PAPILLONS, SAUTERELLES ET CRAPAUDS
Elle vit ! Est-ce que je rêve, suis-je couché, endormi dans la chambre voisine, est-ce que je vis un songe ? Ma foi, je doute du réel. Cette souris était trop jolie aussi, trop ronde, trop du même gris que mon tapis. Une vision ? Me suis-je drogué au souper avec un aliment périmé ? Je n’en reviens pas de cette apparition à l’esthétique inouïe. Éveillé ou non, je persiste : tout humain normal, n’est-ce pas, ne peut tolérer que vivent inopinément des souris dans sa demeure. Alors, de nouveau j’enlève très vite ma pantoufle et re-paf ! Plus rien ne bouge, cette fois le coup opère. La mort ! De nouveau, j’éprouve cette petite gêne. Soupçon de remord. C’est que ma boule n’avait rien d’un vulgaire mulot, d’un rongeur anonyme. « La beauté », vous dis-je.
On ne change guère ? Petit enfant, je fus de ceux qui répugnent à écraser une sauterelle. À tuer les fourmis. À éteindre la frêle existence d’un papillon pourtant capturé. À écrapoutir une grenouille. Ou le crapaud galeux qu’on venait, gamins cruels, de faire fumer ! Contemplant ma victime, je tentais d’imaginer ce que j’aurais pu faire. D’où venait cette si jolie bibitte, de quel trou de mur, de quelle fissure des vieux planchers, de quel cachette au plafond du faux grenier ?

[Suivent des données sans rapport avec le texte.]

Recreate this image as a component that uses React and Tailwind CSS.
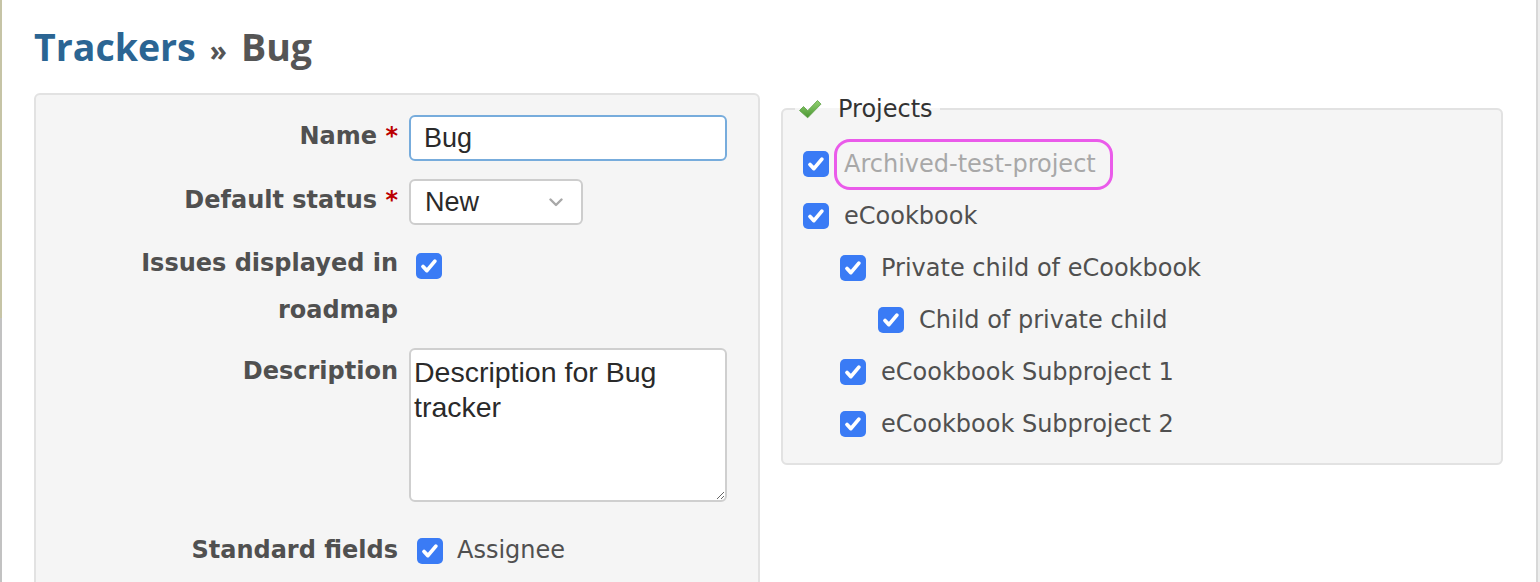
import React from "react";

const verdana = { fontFamily: '"DejaVu Sans", Verdana, sans-serif' };

function Check({ className = "" }) {
  return (
    <span className={"w-[26px] h-[26px] rounded-[5px] bg-[#3a7bf5] flex items-center justify-center shrink-0 " + className}>
      <svg width="20" height="20" viewBox="0 0 16 16">
        <path d="M3.2 8.4l3.1 3.3 6.4-7.6" stroke="#fff" strokeWidth="3" fill="none" strokeLinecap="round" strokeLinejoin="round" />
      </svg>
    </span>
  );
}

function Label({ children, req, className = "" }) {
  return (
    <div className={"w-[362px] shrink-0 text-right font-bold text-[24px] leading-[47px] text-[#505050] " + className} style={verdana}>
      {children}
      {req && <span className="text-[#bb0000]"> *</span>}
    </div>
  );
}

function ProjectRow({ indent = 0, children, archived }) {
  const ml = indent === 0 ? "ml-0" : indent === 1 ? "ml-[37px]" : "ml-[75px]";
  return (
    <div className={"h-[52px] flex items-center " + ml}>
      <Check />
      {archived ? (
        <span className="ml-[5px] h-[51px] border-[3px] border-[#ea5bea] rounded-[16px] flex items-center pl-[7px] pr-[14px] text-[24px] text-[#a8a8a8]" style={verdana}>
          {children}
        </span>
      ) : (
        <span className="ml-[15px] text-[24px] text-[#505050]" style={verdana}>
          {children}
        </span>
      )}
    </div>
  );
}

export default function App() {
  return (
    <div className="flex h-[582px] w-[1540px] overflow-hidden bg-white">
      <div className="w-[2px] shrink-0 flex flex-col">
        <div className="h-[318px] bg-[#c6c4a6]" />
        <div className="flex-1 bg-[#c2c2c2]" />
      </div>
      <div className="w-[1534px] shrink-0 pl-[32px] pr-[33px]">
        <h2 className="mt-[23px] h-[48px] leading-[48px] text-[37.5px] font-bold whitespace-nowrap flex items-baseline" style={{ fontFamily: '"Open Sans", sans-serif' }}>
          <span className="text-[#2b6593]">Trackers</span>
          <span className="text-[#555] text-[28px] ml-[14px] mr-[14px]">»</span>
          <span className="text-[#555]">Bug</span>
        </h2>
        <div className="mt-[22px] grid grid-cols-[726px_722px] gap-x-[21px] items-start">
          {/* Left box */}
          <div className="border-2 border-[#e2e2e2] rounded-[6px] bg-[#f5f5f5] pt-[20px] pb-[60px]">
            <div className="flex items-start">
              <Label req className="-mt-[2px]">Name</Label>
              <div className="ml-[11px] w-[318px] h-[46px] border-2 border-[#77acdc] rounded-[6px] bg-white flex items-center pl-[13px] text-[27px] text-[#2a2a2a]" style={{ fontFamily: '"Liberation Sans", Arial, sans-serif' }}>
                Bug
              </div>
            </div>
            <div className="flex items-start mt-[18px]">
              <Label req className="-mt-[2px]">Default status</Label>
              <div className="ml-[11px] w-[174px] h-[46px] border-2 border-[#cdcdcd] rounded-[6px] bg-white flex items-center justify-between pl-[14px] pr-[18px] text-[27px] text-[#2a2a2a]" style={{ fontFamily: '"Liberation Sans", Arial, sans-serif' }}>
                <span>New</span>
                <svg width="14" height="9" viewBox="0 0 14 9">
                  <path d="M1.5 1.5l5.5 5.5 5.5-5.5" stroke="#a8a8a8" strokeWidth="2.4" fill="none" strokeLinecap="round" strokeLinejoin="round" />
                </svg>
              </div>
            </div>
            <div className="flex items-start mt-[15px]">
              <Label>
                Issues displayed in
                <br />
                roadmap
              </Label>
              <Check className="ml-[18px] mt-[13px]" />
            </div>
            <div className="flex items-start mt-[14px]">
              <Label>Description</Label>
              <textarea
                readOnly
                defaultValue={"Description for Bug tracker"}
                className="ml-[11px] w-[318px] h-[154px] border-2 border-[#cfcfcf] rounded-[6px] bg-white pl-[3px] pr-[4px] pt-[5px] text-[28.5px] leading-[35px] text-[#2a2a2a] outline-none resize-y"
                style={{ fontFamily: '"Liberation Sans", Arial, sans-serif' }}
              />
            </div>
            <div className="flex items-start mt-[25px]">
              <Label>Standard fields</Label>
              <Check className="ml-[19px] mt-[11px]" />
              <span className="ml-[14px] text-[24px] leading-[47px] text-[#505050]" style={verdana}>
                Assignee
              </span>
            </div>
          </div>
          {/* Right fieldset */}
          <fieldset className="mt-[1px] border-2 border-[#e2e2e2] rounded-[6px] bg-[#f5f5f5] px-[12px] pt-[14px] pb-[13px]">
            <legend className="px-[3px] h-[30px] flex items-center">
              <svg width="24" height="22" viewBox="0 0 24 22" className="shrink-0">
                <defs>
                  <linearGradient id="gck" x1="0" y1="0" x2="0" y2="1">
                    <stop offset="0" stopColor="#93d272" />
                    <stop offset="1" stopColor="#4a9632" />
                  </linearGradient>
                </defs>
                <path d="M1.5 12.5l4-4 4.2 4.2L19.5 2.5l3.5 3.6L9.7 19.8z" fill="url(#gck)" stroke="#5c9e44" strokeWidth="0.8" strokeLinejoin="round" />
              </svg>
              <span className="ml-[16px] pr-[4px] text-[24px] leading-[30px] text-[#333]" style={verdana}>
                Projects
              </span>
            </legend>
            <div className="pl-[8px]">
              <ProjectRow archived>Archived-test-project</ProjectRow>
              <ProjectRow>eCookbook</ProjectRow>
              <ProjectRow indent={1}>Private child of eCookbook</ProjectRow>
              <ProjectRow indent={2}>Child of private child</ProjectRow>
              <ProjectRow indent={1}>eCookbook Subproject 1</ProjectRow>
              <ProjectRow indent={1}>eCookbook Subproject 2</ProjectRow>
            </div>
          </fieldset>
        </div>
      </div>
      <div className="w-[2px] shrink-0 bg-[#d8d8d8]" />
      <div className="w-[2px] shrink-0 bg-[#ededed]" />
    </div>
  );
}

SARBACANE, FRONDE ET ARC À FLÈCHES
Debout au pied de ma grise prise inerte, je me demandais : comment fait le chasseur face à une admirable bête -chevreuil, orignal- qui le dévisage ? Suis-je un vrai mâle ? Gamin, la seule arme que j’ai détenu était une sarbacane à cinq sous, tire-pois inoffensif. Ou cet arc-à-flèche de mes dix ans, outil inefficace en diable. Quoi encore ? Cette fronde à dix cennes, pour tirer les moineaux. Me souvenir aussi-il la voulait tant !- de l’achat d’une carabine-à-plomb pour mon fils, ce sera la crainte incessante que mon Daniel blesse quelqu’un.

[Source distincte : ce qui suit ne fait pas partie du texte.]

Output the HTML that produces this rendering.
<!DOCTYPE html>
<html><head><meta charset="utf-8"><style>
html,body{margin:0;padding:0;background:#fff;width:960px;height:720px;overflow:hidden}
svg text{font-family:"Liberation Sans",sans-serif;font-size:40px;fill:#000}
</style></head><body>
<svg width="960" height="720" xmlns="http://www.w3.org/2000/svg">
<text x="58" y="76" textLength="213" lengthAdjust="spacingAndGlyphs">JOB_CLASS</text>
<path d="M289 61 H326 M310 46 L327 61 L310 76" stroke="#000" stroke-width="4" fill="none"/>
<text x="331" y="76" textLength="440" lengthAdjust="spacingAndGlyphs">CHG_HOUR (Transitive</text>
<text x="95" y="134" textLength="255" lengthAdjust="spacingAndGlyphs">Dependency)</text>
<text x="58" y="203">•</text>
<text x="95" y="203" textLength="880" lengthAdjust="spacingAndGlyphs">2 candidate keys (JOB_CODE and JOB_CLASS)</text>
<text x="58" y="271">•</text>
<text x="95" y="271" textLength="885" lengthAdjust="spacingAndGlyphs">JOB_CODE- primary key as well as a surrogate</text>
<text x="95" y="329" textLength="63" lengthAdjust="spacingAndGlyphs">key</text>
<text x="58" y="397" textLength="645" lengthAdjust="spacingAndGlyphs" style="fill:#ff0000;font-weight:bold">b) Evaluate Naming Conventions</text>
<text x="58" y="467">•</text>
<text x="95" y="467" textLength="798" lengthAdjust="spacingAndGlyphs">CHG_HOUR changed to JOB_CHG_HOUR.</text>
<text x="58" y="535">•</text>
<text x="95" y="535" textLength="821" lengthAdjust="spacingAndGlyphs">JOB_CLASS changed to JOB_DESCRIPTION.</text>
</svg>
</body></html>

Non, je ne suis pas du contingent des amateurs de chasse. Évidence. Bon, ça suffit ! Je dois agir, poser le dernier geste : effacer complètement la rencontre d’une souris bien jolie avec un drôle de pistolet trop sensible ? Je ramasse donc ma p’tite boule fourrée et je vais carrément la jeter dans la cuvette des toilettes. Mais voilà que, plongée dans l’eau, je la vois qui remue encore ! Pincement au cœur, un « petit meurtre ». Je tire la chasse, c’est fini. La bête souris plastifiée de mon ordinateur, elle, n’a rien vu !
Curieux ce remord qui disparaît et renaît selon que l’ennemie trépasse ou reprend vie! Le remord, serait-il un faux sentiment?